Steinbrenner was terrified that the Mariners would send Johnson to the Boss' hometown Cleveland Indians, the team that had eliminated the Yanks the year before. "You'd better be right," Steinbrenner warned Cashman.

The GM was right. The Mariners sent Johnson to Houston, and the Yankees won 125 games, including a four-game sweep of San Diego in the World Series.

Steinbrenner, and then his sons, Hal and Hank, usually listened to Cashman over the years, but not always. The GM was against bringing back Rodriguez after his famous 2007 opt-out, and he was against acquiring Rafael and Alfonso Soriano, too. But he was allowed to hire Joe Girardi over franchise icon Don Mattingly and to spend lavishly on free-agent pitchers who worked out (Mike Mussina, CC Sabathia) and those who did not (Carl Pavano, Kei Igawa).

If Cashman has had his share of hits and misses, his smashmouth approach to the job, and the crises forever revolving around it, define him more than anything else. He once demanded (and received) from Steinbrenner more power over a more streamlined organizational flow chart, and he once told the news media he was staying put in the Bronx merely to prove his critics wrong.

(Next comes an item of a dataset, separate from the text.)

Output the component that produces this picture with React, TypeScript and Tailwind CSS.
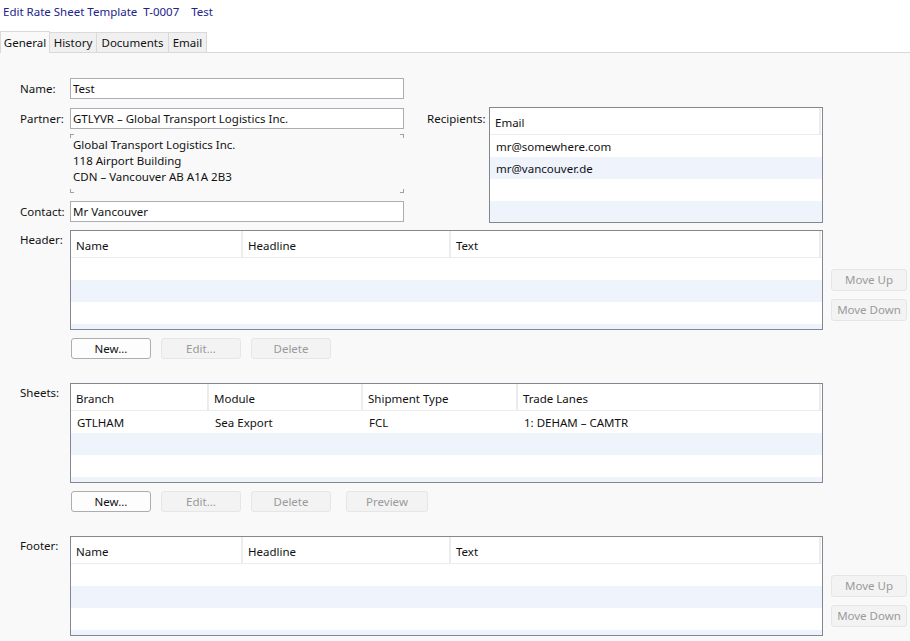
import React from "react";

type Col = { label: string; w?: number };

function Table({
  cols,
  rows,
  height,
  width,
  rowCount,
}: {
  cols: Col[];
  rows: string[][];
  height: string;
  width: string;
  rowCount: number;
}) {
  const list = Array.from({ length: rowCount }, (_, i) => rows[i] || []);
  return (
    <div className={`${width} ${height} border border-[#828790] bg-white overflow-hidden`}>
      <div className="flex h-[27px] border-b border-[#ececec] pr-[1px]">
        {cols.map((c, i) => (
          <div
            key={i}
            className={`flex items-center pt-[3px] px-[5px] border-r-2 border-[#ececec] ${c.w ? "" : "flex-1"}`}
            style={c.w ? { width: c.w } : undefined}
          >
            {c.label}
          </div>
        ))}
      </div>
      {list.map((r, i) => (
        <div key={i} className={`flex h-[22px] items-center pt-[1px] ${i % 2 === 1 ? "bg-[#eef3fc]" : "bg-white"}`}>
          {cols.map((c, j) => (
            <div
              key={j}
              className={`px-[6px] ${c.w ? "" : "flex-1"}`}
              style={c.w ? { width: c.w } : undefined}
            >
              {r[j] || ""}
            </div>
          ))}
        </div>
      ))}
    </div>
  );
}

function Btn({ children, enabled, className = "" }: { children: React.ReactNode; enabled?: boolean; className?: string }) {
  return (
    <div
      className={`flex items-center justify-center h-[21px] rounded-[3px] border ${
        enabled ? "bg-[#fdfdfd] border-[#adadad] text-[#111]" : "bg-[#f3f3f3] border-[#e6e6e6] text-[#9a9a9a]"
      } ${className}`}
    >
      {children}
    </div>
  );
}

function Input({ value }: { value: string }) {
  return (
    <div className="w-[334px] h-[21px] border border-[#abadb3] bg-white flex items-center px-[2px] text-[#111]">
      {value}
    </div>
  );
}

function MoveButtons() {
  return (
    <div className="flex flex-col ml-[8px] pt-[39px] gap-[8px]">
      <Btn className="w-[76px] h-[22px]">Move Up</Btn>
      <Btn className="w-[76px] h-[22px]">Move Down</Btn>
    </div>
  );
}

const hfCols: Col[] = [
  { label: "Name", w: 172 },
  { label: "Headline", w: 208 },
  { label: "Text" },
];

export default function App() {
  return (
    <div className="w-[910px] h-[641px] overflow-hidden bg-[#f9f9f9] text-[11.5px] leading-[16px] text-[#111] font-['Noto_Sans',sans-serif] flex flex-col">
      <div className="bg-white h-[31px] flex flex-col">
        <div className="px-[3px] pt-[4px] text-[#23238a] whitespace-pre">Edit Rate Sheet Template  T-0007    Test</div>
      </div>
      <div className="bg-white h-[22px] flex items-end border-b border-[#d9d9d9] relative">
        <div className="w-[50px] h-[22px] bg-[#f9f9f9] border border-b-0 border-[#d9d9d9] flex items-center justify-center mb-[-1px] z-10">General</div>
        <div className="w-[47px] h-[20px] bg-[#f0f0f0] border border-l-0 border-b-0 border-[#d9d9d9] flex items-center justify-center">History</div>
        <div className="w-[72px] h-[20px] bg-[#f0f0f0] border border-l-0 border-b-0 border-[#d9d9d9] flex items-center justify-center">Documents</div>
        <div className="w-[38px] h-[20px] bg-[#f0f0f0] border border-l-0 border-b-0 border-[#d9d9d9] flex items-center justify-center">Email</div>
      </div>

      <div className="pl-[20px] pt-[25px] flex flex-col">
        {/* top section */}
        <div className="flex">
          <div className="flex flex-col">
            <div className="flex items-center">
              <div className="w-[50px]">Name:</div>
              <Input value="Test" />
            </div>
            <div className="flex items-center mt-[9px]">
              <div className="w-[50px]">Partner:</div>
              <Input value="GTLYVR – Global Transport Logistics Inc." />
            </div>
            <div className="flex mt-[5px]">
              <div className="w-[50px]" />
              <div className="relative w-[334px] h-[59px] pl-[3px] pt-[3px] text-[#111]">
                <span className="absolute left-0 top-0 w-[4px] h-[4px] border-l border-t border-[#a0a0a0]" />
                <span className="absolute right-0 top-0 w-[4px] h-[4px] border-r border-t border-[#a0a0a0]" />
                <span className="absolute left-0 bottom-0 w-[4px] h-[4px] border-l border-b border-[#a0a0a0]" />
                <span className="absolute right-0 bottom-0 w-[4px] h-[4px] border-r border-b border-[#a0a0a0]" />
                <div>Global Transport Logistics Inc.</div>
                <div>118 Airport Building</div>
                <div>CDN – Vancouver AB A1A 2B3</div>
              </div>
            </div>
            <div className="flex items-center mt-[8px]">
              <div className="w-[50px]">Contact:</div>
              <Input value="Mr Vancouver" />
            </div>
          </div>
          <div className="flex ml-[23px] mt-[29px]">
            <div className="w-[62px] pt-[4px]">Recipients:</div>
            <Table
              cols={[{ label: "Email" }]}
              rows={[["mr@somewhere.com"], ["mr@vancouver.de"]]}
              height="h-[116px]"
              width="w-[334px]"
              rowCount={4}
            />
          </div>
        </div>

        {/* Header */}
        <div className="flex mt-[7px]">
          <div className="w-[50px] pt-[2px]">Header:</div>
          <div className="flex flex-col">
            <Table cols={hfCols} rows={[]} height="h-[100px]" width="w-[753px]" rowCount={4} />
            <div className="flex gap-[10px] mt-[8px] ml-[1px]">
              <Btn enabled className="w-[80px]">New...</Btn>
              <Btn className="w-[80px]">Edit...</Btn>
              <Btn className="w-[80px]">Delete</Btn>
            </div>
          </div>
          <MoveButtons />
        </div>

        {/* Sheets */}
        <div className="flex mt-[24px]">
          <div className="w-[50px] pt-[2px]">Sheets:</div>
          <div className="flex flex-col">
            <Table
              cols={[
                { label: "Branch", w: 138 },
                { label: "Module", w: 154 },
                { label: "Shipment Type", w: 155 },
                { label: "Trade Lanes" },
              ]}
              rows={[["GTLHAM", "Sea Export", "FCL", "1: DEHAM – CAMTR"]]}
              height="h-[100px]"
              width="w-[753px]"
              rowCount={4}
            />
            <div className="flex gap-[10px] mt-[8px] ml-[1px]">
              <Btn enabled className="w-[80px]">New...</Btn>
              <Btn className="w-[80px]">Edit...</Btn>
              <Btn className="w-[80px]">Delete</Btn>
              <Btn className="w-[82px] ml-[5px]">Preview</Btn>
            </div>
          </div>
        </div>

        {/* Footer */}
        <div className="flex mt-[24px]">
          <div className="w-[50px] pt-[2px]">Footer:</div>
          <div className="flex flex-col">
            <Table cols={hfCols} rows={[]} height="h-[100px]" width="w-[753px]" rowCount={4} />
          </div>
          <MoveButtons />
        </div>
      </div>
    </div>
  );
}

Cashman survived the ugly endgame dance with Joe Torre, the A-Rod nastiness, some bloody contract talks with Jeter and the uneasy departures of the ever-popular likes of Williams and Jorge Posada. After Jeter's news conference Wednesday, the GM reminded everyone of his management style when asked if the 39-year-old captain had made life easier for the team by announcing he would retire after 2014 rather than play deeper into a likely decline.

"Maybe," Cashman said. "But I don't think any of us are afraid of those circumstances if they come our way, because it's part of the job description just to do what's best for the team."

Enough said.

"I don't like bulls---," Cashman added Thursday, "and so I'm more prone to react in a direct way, and cut to the chase, because there's only so much time in the day that you can try to be part of something special. ... So over time, with experience, I've developed an intolerance for stuff that would interfere with that. I can be cool, calm and collected, but I can get emotional if something starts blowing in the wind that runs interference with the way things should be."

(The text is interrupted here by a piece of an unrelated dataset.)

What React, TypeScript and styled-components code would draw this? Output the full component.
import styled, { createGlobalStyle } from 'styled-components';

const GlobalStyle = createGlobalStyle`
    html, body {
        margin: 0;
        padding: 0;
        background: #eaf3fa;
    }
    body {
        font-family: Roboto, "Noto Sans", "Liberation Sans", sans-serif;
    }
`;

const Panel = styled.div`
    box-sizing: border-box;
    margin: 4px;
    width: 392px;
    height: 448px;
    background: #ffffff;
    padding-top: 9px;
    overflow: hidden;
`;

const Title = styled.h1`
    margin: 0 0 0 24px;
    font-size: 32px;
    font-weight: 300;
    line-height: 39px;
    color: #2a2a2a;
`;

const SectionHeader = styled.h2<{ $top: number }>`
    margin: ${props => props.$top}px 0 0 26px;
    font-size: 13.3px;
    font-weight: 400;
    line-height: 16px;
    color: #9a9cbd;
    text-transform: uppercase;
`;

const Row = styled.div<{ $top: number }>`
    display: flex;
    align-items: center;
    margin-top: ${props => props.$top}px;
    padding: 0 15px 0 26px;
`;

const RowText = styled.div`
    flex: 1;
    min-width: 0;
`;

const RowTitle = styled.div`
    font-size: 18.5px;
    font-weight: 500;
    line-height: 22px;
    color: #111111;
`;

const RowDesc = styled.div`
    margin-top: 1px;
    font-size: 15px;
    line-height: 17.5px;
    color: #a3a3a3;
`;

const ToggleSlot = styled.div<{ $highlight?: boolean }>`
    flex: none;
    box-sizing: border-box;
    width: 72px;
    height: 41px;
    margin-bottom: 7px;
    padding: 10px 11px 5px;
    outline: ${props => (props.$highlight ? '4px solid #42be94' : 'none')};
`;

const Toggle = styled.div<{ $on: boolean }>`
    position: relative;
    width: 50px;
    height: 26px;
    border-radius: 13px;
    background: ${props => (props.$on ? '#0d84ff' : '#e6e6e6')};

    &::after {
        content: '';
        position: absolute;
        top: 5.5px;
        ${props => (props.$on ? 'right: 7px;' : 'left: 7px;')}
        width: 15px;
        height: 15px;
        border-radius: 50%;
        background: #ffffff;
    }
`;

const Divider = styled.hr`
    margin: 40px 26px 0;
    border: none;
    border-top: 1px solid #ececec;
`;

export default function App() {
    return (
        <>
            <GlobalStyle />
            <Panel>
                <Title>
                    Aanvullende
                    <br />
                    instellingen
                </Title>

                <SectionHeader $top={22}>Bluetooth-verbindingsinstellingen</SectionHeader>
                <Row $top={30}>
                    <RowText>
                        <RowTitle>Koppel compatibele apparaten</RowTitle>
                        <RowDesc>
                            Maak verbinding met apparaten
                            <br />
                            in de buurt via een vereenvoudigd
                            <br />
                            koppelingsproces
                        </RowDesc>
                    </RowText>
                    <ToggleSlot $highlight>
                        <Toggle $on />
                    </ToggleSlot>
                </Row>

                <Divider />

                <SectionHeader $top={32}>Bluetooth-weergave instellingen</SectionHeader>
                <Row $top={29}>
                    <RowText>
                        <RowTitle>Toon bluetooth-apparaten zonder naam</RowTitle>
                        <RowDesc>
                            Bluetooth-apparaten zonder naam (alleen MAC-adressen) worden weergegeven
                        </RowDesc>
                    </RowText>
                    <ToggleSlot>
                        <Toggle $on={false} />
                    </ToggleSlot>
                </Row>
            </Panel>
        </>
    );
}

Way back when, on the day Cashman was hired to take Watson's place, his father, John, said he'd been assured by family friend Whitey Ford that Cashman had the perfect temperament to deal with the Boss.

"But, obviously, things have changed," John Cashman said then. "Brian is on the firing line now."

Only Brian hasn't been fired in his 28 years in the Yankees' employ, by George or Hal or Hank. He's outlasted everyone from Torre to Mariano Rivera, with Jeter on deck. He's got a fighting chance to pass Ed Barrow (23 years) as the longest-tenured general manager in franchise history.

This kind of run isn't supposed to happen in this city, with that team, with that owning family. How long can Cashman last?

"I don't daydream about those things," he said, "because I'm too focused on the present."

The GM thinks he's got a team good enough to reach the playoffs. Win, lose or draw, this much is fairly certain:

Brian Cashman will be around to pick Jeter's replacement at short.